Саму же Марину охватил, говоря условно, «синдром Феодоры». Речь идет о византийской императрице Феодоре — жене Юстиниана I. Когда во время восстания «Ника» в 532 г. надо было спасаться бегством, Феодора сказала: «Лучший саван — это багряница». Она происходила из низов. Те, кто чудом достиг высшей власти, не отказываются от нее даже перед лицом смертельной опасности.
Марине Мнишек здравые советники в 1609 г. предлагали вернуться в Польшу. Такая возможность была. В ответ она написала одному из вельмож: «Я надеюсь, что Бог, мститель неправды, охранитель невинности, не дозволит моему врагу Шуйскому пользоваться плодами своей измены и злодеяний. Ваша милость должна помнить, что кого Бог раз осиял блеском царского величия, тот не потеряет этого блеска никогда, так, как солнце не потеряет блеска оттого, что его закрывает скоропреходящее облако».
А в 1610 г., при распаде тушинского лагеря, Марина оставила в своем шатре такое письмо: «Бывши раз московскою царицей, повелительницею многих народов, не могу возвратиться в звание польской шляхтянки. Никогда не захочу этого». Этим она подписала себе смертный приговор.
В июне 1610 г. войска Шуйского потерпели поражение от отрядов Тушинского вора у села Клушино. Дворяне подняли мятеж и 17 июля 1610 г. свергли Шуйского, насильственно постригли в монахи, а потом выдали полякам. Бывшего царя перевезли в Польшу, и он вскоре умер.

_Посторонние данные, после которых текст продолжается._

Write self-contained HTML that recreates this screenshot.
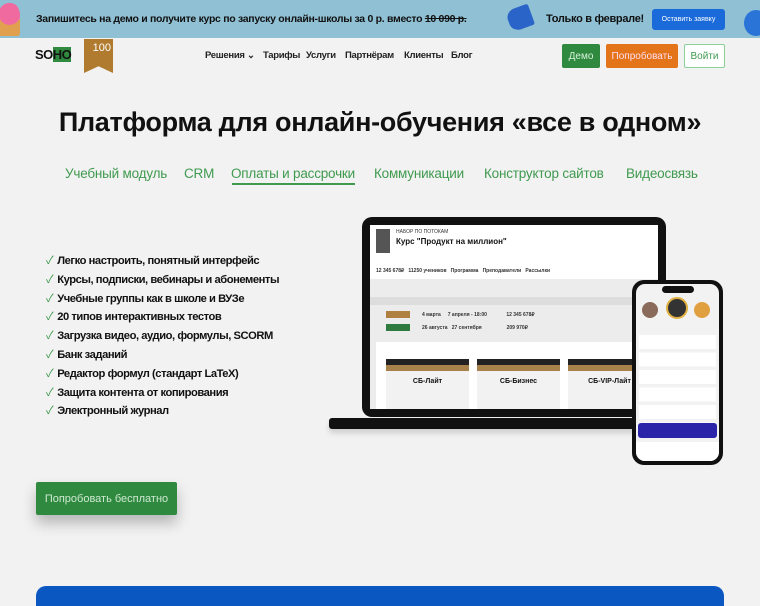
<!DOCTYPE html>
<html><head><meta charset="utf-8"><style>
*{margin:0;padding:0;box-sizing:border-box}
body{width:760px;height:600px;overflow:hidden;background:#f2f2f2;font-family:"Liberation Sans","Noto Sans CJK SC",sans-serif;position:relative;color:#111}
.abs{position:absolute}
.top{left:0;top:0;width:760px;height:38px;background:#8fc0d4}
.nav a{position:absolute;top:50px;font-size:9.5px;font-weight:bold;color:#222;letter-spacing:-0.3px;white-space:nowrap}
.tabs span{position:absolute;top:166px;font-size:13.5px;color:#3f9a4f;letter-spacing:-0.2px;white-space:nowrap}
ul{list-style:none;position:absolute;left:46px;top:252px}
li{font-size:11.2px;font-weight:bold;height:18.8px;line-height:18px;color:#111;letter-spacing:-0.45px;white-space:nowrap}
li:before{content:"✓";color:#3f9a4f;margin-right:4px;font-weight:normal}
.sm{font-size:5px;color:#333}
.btn{display:flex;align-items:center;justify-content:center}
</style></head><body>
<div class="abs top"></div>
<div class="abs" style="left:-6px;top:2px;width:26px;height:34px;background:radial-gradient(circle at 60% 35%,#f06aa0 0 40%,transparent 41%),linear-gradient(#8fc0d4 50%,#e0a050 50%);border-radius:40% 40% 10% 10%"></div>
<div class="abs" style="left:36px;top:13px;font-size:10.5px;font-weight:bold;color:#111;letter-spacing:-0.3px;white-space:nowrap">Запишитесь на демо и получите курс по запуску онлайн-школы за 0 р. вместо <s>10 090 р.</s></div>
<div class="abs" style="left:508px;top:7px;width:24px;height:22px;background:#2a64c8;border-radius:40% 10% 10% 40%;transform:rotate(-20deg)"></div>
<div class="abs" style="left:546px;top:13px;font-size:11px;font-weight:bold;letter-spacing:-0.3px">Только в феврале!</div>
<div class="abs btn" style="left:652px;top:9px;width:73px;height:21px;background:#1a6ad9;border-radius:3px;color:#fff;font-size:7px">Оставить заявку</div>
<div class="abs" style="left:744px;top:10px;width:24px;height:26px;background:#2a74d8;border-radius:50%"></div>

<div class="abs" style="left:35px;top:47px;font-size:13px;font-weight:bold;letter-spacing:-0.5px">SO<span style="background:#2f8a3f;color:#111">HO</span></div>
<div class="abs" style="left:84px;top:39px;width:29px;height:34px;background:#b07b2e;clip-path:polygon(0 0,100% 0,100% 100%,50% 80%,0 100%);color:#fff;font-size:11px;text-align:right;padding:3px 2px 0 0">100</div>
<div class="nav">
<a style="left:205px">Решения ⌄</a><a style="left:263px">Тарифы</a><a style="left:306px">Услуги</a><a style="left:345px">Партнёрам</a><a style="left:404px">Клиенты</a><a style="left:451px">Блог</a></div>
<div class="abs btn" style="left:562px;top:44px;width:38px;height:24px;background:#2f8a3f;border-radius:2px;color:#d8f0dc;font-size:10px">Демо</div>
<div class="abs btn" style="left:606px;top:44px;width:72px;height:24px;background:#e4741a;border-radius:2px;color:#fde;font-size:10px">Попробовать</div>
<div class="abs btn" style="left:684px;top:44px;width:41px;height:24px;border:1.5px solid #8ccf98;background:#fff;border-radius:2px;color:#3f9a4f;font-size:10px">Войти</div>

<div class="abs" style="left:0;width:760px;top:107px;text-align:center;font-size:27px;font-weight:bold;letter-spacing:-0.3px">Платформа для онлайн-обучения «все в одном»</div>
<div class="tabs"><span style="left:65px">Учебный модуль</span><span style="left:184px">CRM</span><span style="left:231px">Оплаты и рассрочки</span><span style="left:374px">Коммуникации</span><span style="left:484px">Конструктор сайтов</span><span style="left:626px">Видеосвязь</span></div>
<div class="abs" style="left:232px;top:183px;width:123px;height:2px;background:#3f9a4f"></div>

<ul><li>Легко настроить, понятный интерфейс</li><li>Курсы, подписки, вебинары и абонементы</li><li>Учебные группы как в школе и ВУЗе</li><li>20 типов интерактивных тестов</li><li>Загрузка видео, аудио, формулы, SCORM</li><li>Банк заданий</li><li>Редактор формул (стандарт LaTeX)</li><li>Защита контента от копирования</li><li>Электронный журнал</li></ul>

<div class="abs btn" style="left:36px;top:482px;width:141px;height:33px;background:#2f8a3f;border-radius:2px;color:#cfe9d3;font-size:11px;box-shadow:0 8px 14px rgba(0,0,0,.25)">Попробовать бесплатно</div>

<!-- laptop -->
<div class="abs" style="left:362px;top:217px;width:304px;height:200px;background:#111;border-radius:10px"></div>
<div class="abs" style="left:370px;top:225px;width:288px;height:184px;background:#fff;overflow:hidden">
 <div class="abs" style="left:6px;top:4px;width:14px;height:24px;background:#555"></div>
 <div class="abs sm" style="left:26px;top:4px">НАБОР ПО ПОТОКАМ</div>
 <div class="abs" style="left:26px;top:12px;font-size:8px;font-weight:bold">Курс "Продукт на миллион"</div>
 <div class="abs sm" style="left:6px;top:43px;font-weight:bold">12 345 678₽ &nbsp; 11250 учеников &nbsp; Программа &nbsp; Преподаватели &nbsp; Рассылки</div>
 <div class="abs" style="left:0;top:54px;width:288px;height:130px;background:#ececec"></div>
 <div class="abs" style="left:0;top:72px;width:288px;height:8px;background:#ddd"></div>
 <div class="abs" style="left:16px;top:86px;width:24px;height:7px;background:#b08040"></div>
 <div class="abs" style="left:16px;top:99px;width:24px;height:7px;background:#2f7a3f"></div>
 <div class="abs sm" style="left:52px;top:87px;font-weight:bold">4 марта &nbsp;&nbsp;&nbsp; 7 апреля - 18:00 &nbsp;&nbsp;&nbsp;&nbsp;&nbsp;&nbsp;&nbsp;&nbsp;&nbsp;&nbsp;&nbsp;&nbsp; 12 345 678₽</div>
 <div class="abs sm" style="left:52px;top:100px;font-weight:bold">26 августа &nbsp; 27 сентября &nbsp;&nbsp;&nbsp;&nbsp;&nbsp;&nbsp;&nbsp;&nbsp;&nbsp;&nbsp;&nbsp;&nbsp;&nbsp;&nbsp;&nbsp;&nbsp; 209 970₽</div>
 <div class="abs" style="left:6px;top:117px;width:282px;height:70px;background:#fff"></div>
 <div class="abs" style="left:16px;top:134px;width:83px;height:50px;background:#f2f2f2;border-top:6px solid #222"></div>
 <div class="abs" style="left:107px;top:134px;width:83px;height:50px;background:#f2f2f2;border-top:6px solid #222"></div>
 <div class="abs" style="left:198px;top:134px;width:83px;height:50px;background:#f2f2f2;border-top:6px solid #222"></div>
 <div class="abs" style="left:16px;top:140px;width:272px;height:6px;background:linear-gradient(90deg,#a8814a 0 83px,transparent 83px 91px,#a8814a 91px 174px,transparent 174px 182px,#a8814a 182px)"></div>
 <div class="abs" style="left:16px;top:153px;width:83px;text-align:center;font-size:7px;font-weight:bold">СБ-Лайт</div>
 <div class="abs" style="left:107px;top:153px;width:83px;text-align:center;font-size:7px;font-weight:bold">СБ-Бизнес</div>
 <div class="abs" style="left:198px;top:153px;width:83px;text-align:center;font-size:7px;font-weight:bold">СБ-VIP-Лайт</div>
</div>
<div class="abs" style="left:329px;top:418px;width:371px;height:11px;background:#111;border-radius:3px;box-shadow:0 4px 6px rgba(0,0,0,.15)"></div>

<!-- phone -->
<div class="abs" style="left:632px;top:280px;width:91px;height:185px;background:#111;border-radius:12px"></div>
<div class="abs" style="left:636px;top:284px;width:83px;height:177px;background:#f2f2f2;border-radius:9px;overflow:hidden">
 <div class="abs" style="left:26px;top:2px;width:32px;height:7px;background:#111;border-radius:4px"></div>
 <div class="abs" style="left:6px;top:18px;width:16px;height:16px;border-radius:50%;background:#8a6a5a"></div>
 <div class="abs" style="left:30px;top:13px;width:22px;height:22px;border-radius:50%;background:#333;border:2px solid #e0b040"></div>
 <div class="abs" style="left:58px;top:18px;width:16px;height:16px;border-radius:50%;background:#e0a040"></div>
 <div class="abs" style="left:3px;top:51px;width:77px;height:88px;background:repeating-linear-gradient(#fff 0 14px,#f2f2f2 14px 17.5px)"></div>
 <div class="abs" style="left:2px;top:139px;width:79px;height:15px;background:#2a24a8;border-radius:3px"></div>
 <div class="abs" style="left:0;top:158px;width:83px;height:19px;background:#fff"></div>
</div>

<div class="abs" style="left:36px;top:586px;width:688px;height:20px;background:#0a57c2;border-radius:10px 10px 0 0"></div>
</body></html>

Лжедмитрий, видя, как войско к нему охладевает, еще в декабре 1609 г. переоделся в крестьянское платье и бежал в Калугу. Марина пыталась сохранить Тушинский лагерь. Несчастная женщина кинулась к войску, в крайнем отчаянии, с распущенными волосами, и плакала, чувствуя, как становится никому не нужной.
Надев гусарский костюм, Марина с одной служанкой и несколькими казаками бежала из Тушинского лагеря, пытаясь добраться до Лжедмитрия II. По дороге небольшая группа заблудилась и попала не в Калугу, а в Дмитров, где был уже знакомый Марине Ян Сапега — талантливый литовский дипломат. Он принял беглянку вежливо.
Но к Дмитрову уже подступали московские войска. Марина, стоя на городской стене, вдохновляла жителей. Она говорила: «Смотрите, я женщина, но не теряю мужества!» У нее действительно было в характере что-то мужское. Дмитров не был захвачен. Московское войско, лишенное продовольствия и фуража, отступило, и Марина в феврале или марте бежала из города. Слово «бежит» стало ключевым в последние годы ее жизни.
Она сделала все, чтобы воссоединиться с Лжедмитрием II. Ей надо было непременно венчаться: она ждала ребенка. Опять в мужском костюме, с саблей и пистолетом, Марина добралась до Калуги. Бракосочетание состоялось в апреле 1610 г. При этом Марина, видимо, пошла на уступки в самом принципиальном для нее вопросе — конфессиональном. Теперь она венчалась по православному обряду. Ребенка Марина нарекла Иваном Дмитриевичем. Его крестили по православному обряду. Марине казалось, что он станет русским царем.
Сведения о том, что поляки снова в Москве (правда, ждут царевича Владислава), окрылили Марину и Лжедмитрия II. Они двинулись к Москве. Им удалось дойти до Коломны. Они пытались вести торг с Сигизмундом, предлагали ему деньги. Но зачем были польскому королю нелюбимая русскими Марина и самозванец, которому с самого начала никто не верил? Тем более что многие русские дворяне уже присягнули Владиславу. Кстати, именно измена части боярства всколыхнула национальное чувство русских, что со временем привело к формированию ополчения, которое выступило против интервентов.